Per me ricominciare significa riprendere in un modo diverso, continuare in un modo diverso un lavoro che non si è mai interrotto. In questo anno ho scoperto innanzitutto che non si può più lavorare da soli: il mio bisogno è di stare insieme a un altro per affrontare il mio lavoro, avverto l’esigenza di un giudizio condiviso per combattere quello sguardo individualistico sulla malattia e sulla professione, che la pandemia ha solo evidenziato. Per questo ho continuato ad assumere l’incarico di referente/coordinatore delle USCA per la lotta al Covid, che mi dà la possibilità di camminare insieme a giovani colleghi, condividendo con loro il peso del lavoro, ma anche la bellezza della formazione e della ricerca, desiderosi di essere accompagnati, un desiderio che è soprattutto il mio. Anche l’adesione al programma vaccinale, rivolto all’inizio ai pazienti non trasportabili e ultrafragili, è stata per me l’occasione di riprendere, con uno sguardo più vivo e attento, quell’assistenza domiciliare ai malati cronici No-Covid che non era mai venuta meno, ma che le varie ondate pandemiche avevano messo in secondo piano.

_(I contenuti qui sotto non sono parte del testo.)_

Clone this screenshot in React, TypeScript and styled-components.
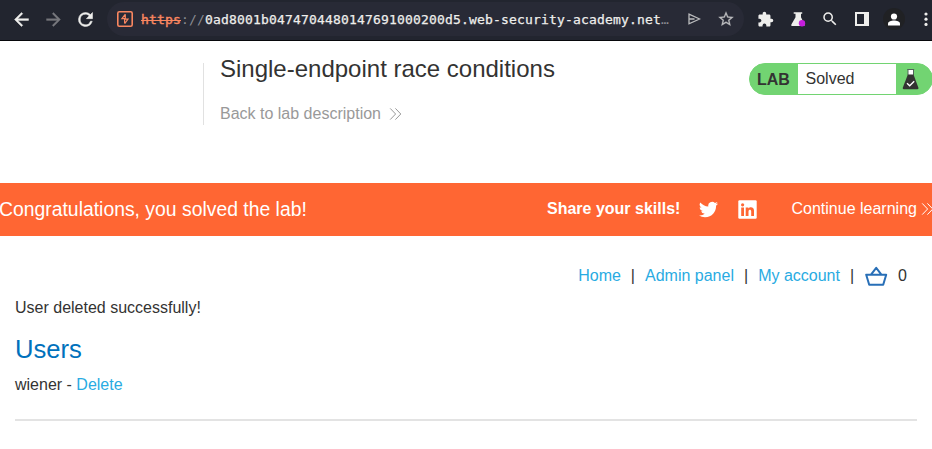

Il desiderio poi di rispondere, in prima persona, alla richiesta dei miei assistiti di effettuare la vaccinazione nell’ambulatorio del proprio medico di famiglia mi ha portato a confrontarmi con i vertici aziendali coinvolgendo anche altri colleghi. Insieme abbiamo ribadito che, vaccinando nei nostri studi, proprio per quel rapporto di fiducia medico-paziente, si sarebbero superate tante conflittualità legate al tipo di vaccino da somministrare e si sarebbero anche risparmiate tante risorse. Come sottolineava San Giuseppe Moscati “non ci sono né se né ma; se vuoi fare un’esperienza vera devi rischiare”. Solo così è possibile ricominciare.
Che provocazione è per te il tema del Pellegrinaggio di quest’anno “Quando vedo Te vedo speranza”? Cos’è per te la speranza nelle tue giornate?

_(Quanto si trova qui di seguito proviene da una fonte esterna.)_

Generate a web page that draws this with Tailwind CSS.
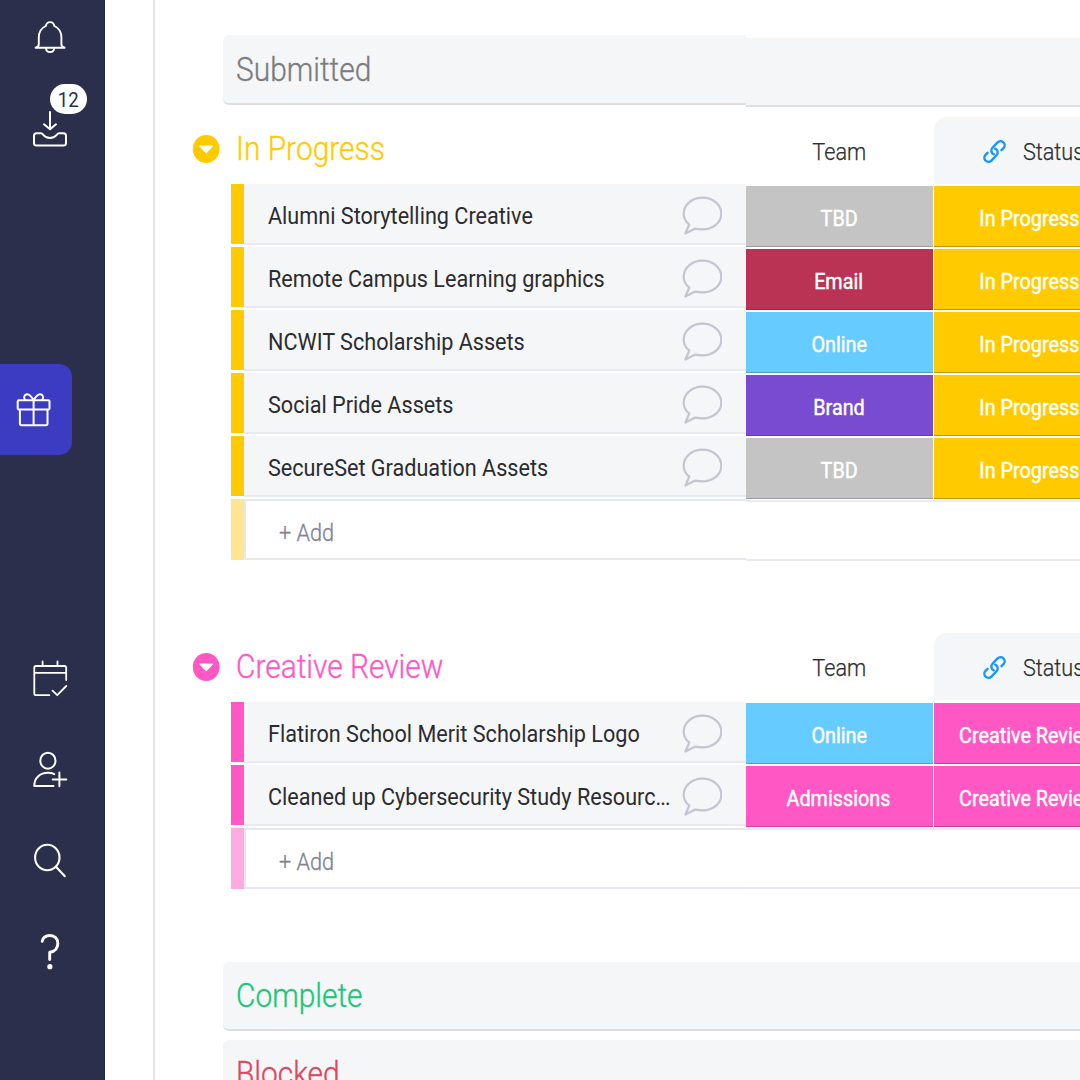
<!DOCTYPE html>
<html lang="en">
<head>
<meta charset="utf-8">
<title>Board</title>
<script src="https://cdn.jsdelivr.net/npm/@tailwindcss/browser@4"></script>
</head>
<body class="font-['Roboto',sans-serif] bg-white">
<div class="flex h-[1080px] w-[1080px] overflow-hidden">

  <!-- Navigation -->
  <nav class="relative h-full w-[105px] shrink-0 bg-[#2b2f4c] pt-[17px] border-r border-[#23284a]">
    <svg class="ml-[30px] block size-10" viewBox="30 17 40 40" fill="none" stroke="#fff" stroke-width="1.9" stroke-linecap="round" stroke-linejoin="round">
      <path d="M35.6 47.8H64.6M36 47.4C38 47 38.8 46 38.8 44V37.500C38.800 32 41.500 28 45.800 26C46.300 23.200 47.800 22.100 50.100 22.100S53.900 23.200 54.400 26C58.700 28 61.400 32 61.400 37.500V44C61.400 46 62.200 47 64.200 47.400"/>
      <path d="M46 48.300C46.300 50.800 47.800 52 50.100 52S53.900 50.800 54.200 48.300"/>
    </svg>
    <div class="relative mt-[53px] ml-[30px] size-10">
      <svg class="block size-10" viewBox="30 110 40 40" fill="none" stroke="#fff" stroke-width="2" stroke-linecap="round" stroke-linejoin="round">
        <path d="M50 112V129M44 124.300L50 129.300L56 124.300"/>
        <path d="M36.500 133.200H41C43.500 133.200 43.500 138 50 138S56.500 133.200 59 133.200H63.500Q66 133.200 66 135.700V143Q66 145.500 63.500 145.500H36.500Q34 145.500 34 143V135.700Q34 133.200 36.500 133.200Z"/>
      </svg>
      <span class="absolute top-[-26px] left-[20px] flex h-[30px] w-[36.500px] items-center justify-center rounded-full bg-white text-[20px] leading-none text-[#2b2f4c]"><span class="mt-0.5 block scale-x-[0.93]">12</span></span>
    </div>
    <div class="mt-[214px] flex h-[91px] w-[71.500px] rounded-r-[13px] bg-[#3b3cc1] pt-[26px] pl-[13px]">
      <svg class="block size-10" viewBox="13 390 40 40" fill="none" stroke="#fff" stroke-width="2" stroke-linecap="round" stroke-linejoin="round">
        <rect x="17.700" y="400.300" width="31.800" height="9.300" rx="1"/>
        <path d="M19.900 410V423.500Q19.900 425.300 21.700 425.300H45.700Q47.500 425.300 47.500 423.500V410M33.600 400V425.300"/>
        <path d="M33.600 399.800C31 396 29.300 393.900 27 394.200C24.300 394.500 23.300 397.500 25 399.800M33.600 399.800C36.200 396 38 393.900 40.300 394.200C43 394.500 44 397.500 42.300 399.800"/>
      </svg>
    </div>
    <svg class="mt-[203px] ml-[30px] block size-10" viewBox="30 658 40 40" fill="none" stroke="#fff" stroke-width="1.800" stroke-linecap="round" stroke-linejoin="round">
      <path d="M49.300 695.200H36Q34.300 695.200 34.300 693.500V667.700Q34.300 666 36 666H64.500Q66.200 666 66.200 667.700V680M34.300 672.900H66.200M42.600 661.500V666M57.500 661.500V666M52.500 690.600L57.200 695.200L66.300 686"/>
    </svg>
    <svg class="mt-[52px] ml-[30px] block size-10" viewBox="30 750 40 40" fill="none" stroke="#fff" stroke-width="2" stroke-linecap="round" stroke-linejoin="round">
      <ellipse cx="47.900" cy="760.700" rx="7.600" ry="8"/>
      <path d="M53.500 786H34.300C34 778 40 772.800 48 772.800Q51.500 772.800 54.300 774.100M52.700 779.400H66.300M59.400 772.400V786.200"/>
    </svg>
    <svg class="mt-[50px] ml-[30px] block size-10" viewBox="30 840 40 40" fill="none" stroke="#fff" stroke-width="2.100" stroke-linecap="round">
      <ellipse cx="47.300" cy="857.500" rx="12.200" ry="12.800"/><path d="M56.200 867L64.800 876.200"/>
    </svg>
    <svg class="mt-[51px] ml-[30px] block size-10" viewBox="30 931 40 40" fill="none" stroke="#fff" stroke-width="2.900" stroke-linecap="round" stroke-linejoin="round">
      <path d="M42.200 941.300C43 937.500 46 935.500 50 935.500C55 935.500 57.800 939 57.800 943.500C57.800 948.500 55 951.500 49.700 952.300V959.500"/><circle cx="49.900" cy="966.700" r="2.600" fill="#fff" stroke="none"/>
    </svg>
  </nav>

  <main class="ml-[48px] flex flex-1 overflow-hidden border-l-2 border-[#e4e4e6]">
    <!-- Item names -->
    <div class="w-[591px] shrink-0 pt-[35px]" id="names"></div>
    <!-- Columns -->
    <div class="w-[334px] shrink-0 pt-[38px]" id="columns"></div>
  </main>
</div>

<script>
const bar = (name, color, height, leading) => `
  <div class="ml-[68px] flex ${height} rounded-l-[6px] border-b-2 border-[#dcdfe2] bg-[#f5f6f8] pl-[13px]">
    <span class="block h-[66px] origin-left scale-x-[0.906] text-[33px] ${leading} font-light whitespace-nowrap [-webkit-text-stroke:0.35px] ${color}">${name}</span>
  </div>`;
const title = (name, color, pad) => `
  <div class="flex ${pad} pl-[37px] ${color}">
    <svg class="mt-[4.500px] block h-[30px] w-[28px] shrink-0" viewBox="0 0 28 30"><ellipse cx="14.200" cy="15" rx="13.400" ry="14.100" fill="currentColor"/><path d="M8 12H20.400L14.200 18.700Z" fill="#fff" stroke="#fff" stroke-width="1.200" stroke-linejoin="round"/></svg>
    <span class="ml-[16px] block h-10 origin-left scale-x-[0.906] text-[33px] leading-[40px] font-light whitespace-nowrap [-webkit-text-stroke:0.35px]">${name}</span>
  </div>`;
const item = (name, color) => `
  <div class="ml-[76px] flex h-[63px] items-start">
    <div class="h-[60px] w-[13px] shrink-0 ${color}"></div>
    <div class="flex h-[61px] flex-1 items-start border-b-2 border-[#e8eaf1] bg-[#f5f6f8] pl-[23.500px]">
      <span class="block h-[59px] w-[417.500px] origin-left scale-x-[0.92] text-[23.500px] leading-[65px] whitespace-nowrap text-[#2b2c30]">${name}</span>
      <svg class="mt-3 -ml-[3px] block size-10 shrink-0" viewBox="0 0 40 40" fill="none" stroke="#c3c5d0" stroke-width="2.200" stroke-linejoin="round"><path d="M7.300 28.500C3.500 25.700 1.700 22 1.700 17.700C1.700 8.800 10 1.700 20.500 1.700S39.300 8.800 39.300 17.700S31 33.300 20.500 33.300C17.600 33.300 15.500 33 13.200 32.600L3.400 37.500Z"/></svg>
    </div>
  </div>`;
const add = (color) => `
  <div class="ml-[76px] flex h-[61px]">
    <div class="w-[13px] shrink-0 ${color}"></div>
    <div class="flex-1 border-t-2 border-b-2 border-l-2 border-[#e6e8f0] pl-[33px]">
      <span class="block h-[57px] origin-left scale-x-[0.92] text-[23.500px] leading-[65px] font-light text-[#7f8290] [-webkit-text-stroke:0.3px]">+ Add</span>
    </div>
  </div>`;

names.innerHTML =
  bar('Submitted', 'text-[#7c7c7c]', 'h-[70px]', 'leading-[69px]') +
  title('In Progress', 'text-[#ffcb00]', 'h-[79px] pt-[24px]') +
  ['Alumni Storytelling Creative', 'Remote Campus Learning graphics', 'NCWIT Scholarship Assets', 'Social Pride Assets', 'SecureSet Graduation Assets'].map(n => item(n, 'bg-[#ffcb00]')).join('') +
  add('bg-[#ffe58f]') +
  title('Creative Review', 'text-[#ff58c4]', 'h-[142px] pt-[87px]') +
  ['Flatiron School Merit Scholarship Logo', 'Cleaned up Cybersecurity Study Resourc<span class="tracking-[-1px]">...</span>'].map(n => item(n, 'bg-[#ff58c4]')).join('') +
  add('bg-[#ffabe1]') +
  '<div class="h-[73px]"></div>' +
  bar('Complete', 'text-[#17c878]', 'h-[69px]', 'leading-[67px]') +
  '<div class="h-[9px]"></div>' +
  bar('Blocked', 'text-[#e2445c]', 'h-[70px]', 'leading-[67px]');

const strip = (size) => `<div class="${size} border-b-2 border-[#dcdfe2] bg-[#f5f6f8]"></div>`;
const head = (size) => `
  <div class="flex ${size} text-[23.500px] font-light text-[#2c2d30] [-webkit-text-stroke:0.25px]">
    <div class="flex w-[186px] shrink-0 justify-center leading-[71px]"><span class="block scale-x-[0.92]">Team</span></div>
    <div class="ml-[2px] flex h-[67px] w-[160px] shrink-0 rounded-tl-[13px] bg-[#f5f6f8] pl-[47px] leading-[71px]">
      <svg class="mt-[21px] block size-[27px] shrink-0" viewBox="-13.500 -13.500 27 27" fill="none" stroke="#1b95f8" stroke-width="2.400" stroke-linecap="round"><g transform="rotate(-46)"><path d="M5.800 4.100H8.700A4.100 4.100 0 0 0 8.700 -4.100H1.300A4.100 4.100 0 0 0 -2.500 1.500"/><path d="M-5.800 -4.100H-8.700A4.100 4.100 0 0 0 -8.700 4.100H-1.300A4.100 4.100 0 0 0 2.500 -1.500"/></g></svg>
      <span class="ml-[14.500px] block origin-left scale-x-[0.92]">Status</span>
    </div>
  </div>`;
const cells = (team, teamColor, status, statusColor) => `
  <div class="flex h-[63px] gap-[1.500px] text-[21.500px] leading-[66px] text-white [-webkit-text-stroke:0.45px]">
    <div class="flex h-[61px] w-[186.500px] shrink-0 justify-center border-b border-black/20 pr-[1px] ${teamColor}"><span class="block scale-x-[0.92]">${team}</span></div>
    <div class="flex h-[61px] w-[190px] shrink-0 justify-center border-b border-black/25 ${statusColor}"><span class="block scale-x-[0.92] whitespace-nowrap">${status}</span></div>
  </div>`;
const line = (size) => `<div class="${size} border-t-2 border-b-2 border-[#e9ebf2]"></div>`;
const progress = (t, c) => cells(t, c, 'In Progress', 'bg-[#ffcb00]');
const review = (t, c) => cells(t, c, 'Creative Review', 'bg-[#ff58c4]');

columns.innerHTML =
  strip('h-[69px]') + '<div class="h-[10px]"></div>' +
  head('h-[69px]') +
  progress('TBD', 'bg-[#c4c4c4]') + progress('Email', 'bg-[#bb3354]') + progress('Online', 'bg-[#66ccff]') + progress('Brand', 'bg-[#784bd1]') + progress('TBD', 'bg-[#c4c4c4]') +
  line('-mt-[1px] h-[61px]') + '<div class="h-[72px]"></div>' +
  head('h-[70px]') +
  review('Online', 'bg-[#66ccff]') + review('Admissions', 'bg-[#ff58c4]') +
  line('-mt-[1px] h-[61px]') + '<div class="h-[73px]"></div>' +
  strip('h-[69px]') + '<div class="h-[9px]"></div>' + strip('h-[70px]');
</script>
</body>
</html>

Ho il cuore colmo di gratitudine per come mi sono sentito accompagnato nello stare di fronte alle sfide di questi mesi: vedere come pazienti, amici, colleghi sono stati di fronte a questa circostanza, accorgermi che in loro la paura non ha vinto per la certezza di una Presenza che ti permette di stare davanti alla ferita del dolore e della sofferenza come un bambino, che può affrontare il pericolo quando ha vicino la sua mamma, una Presenza carica di attrattiva, che ti addita una bellezza che ti corrisponde. Guardando loro (chi soffrendo, chi prendendosi cura dei malati, chi nell’isolamento, amici intubati, tracheostomizzati) mi accorgo che desidero imparare dal loro SI, tenere vivo quello sguardo che ti fa accorgere di essere voluto ed amato, che ti fa intravedere “il sole oltre le nuvole”, come mi disse Don Giancarlo Vecerrica, 50 anni fa. La verifica di tutto ciò è una letizia, una pace a me sconosciute, generate dalla comunione con veri amici e la risposta dei pazienti, anche di fronte alla mia stanchezza e distrazione, è una tenerezza e commozione inaspettate.
La speranza è proprio questa certezza in una Presenza che non ti abbandona mai, neanche nelle circostanze più drammatiche. Ma sarebbe una bella frase, un’astrazione, se non mi accorgessi oggi, a 66 anni, attaccato a quella fune della vita, di persone che sperano, che mi provocano stupore per come vivono le cose di tutti i giorni, se non intercettassi adesso dei volti che incarnano nella loro vita l’esperienza di un abbraccio, che consente di affrontare il dolore, la sofferenza e la morte stessa. E più resto attaccato, più cresce l’affezione a chi mi vuol bene così come sono e mi perdona; mi scopro così sempre più “io” con una umanità nuova, diversa, cambiata: domani sicuramente lo dimenticherò, scivolerò, farò passi indietro, ma ogni volta che volgerò lo sguardo verso di Lei “vedo speranza”, certo che il compimento della mia umanità sta nel rimanere lì dove sono chiamato.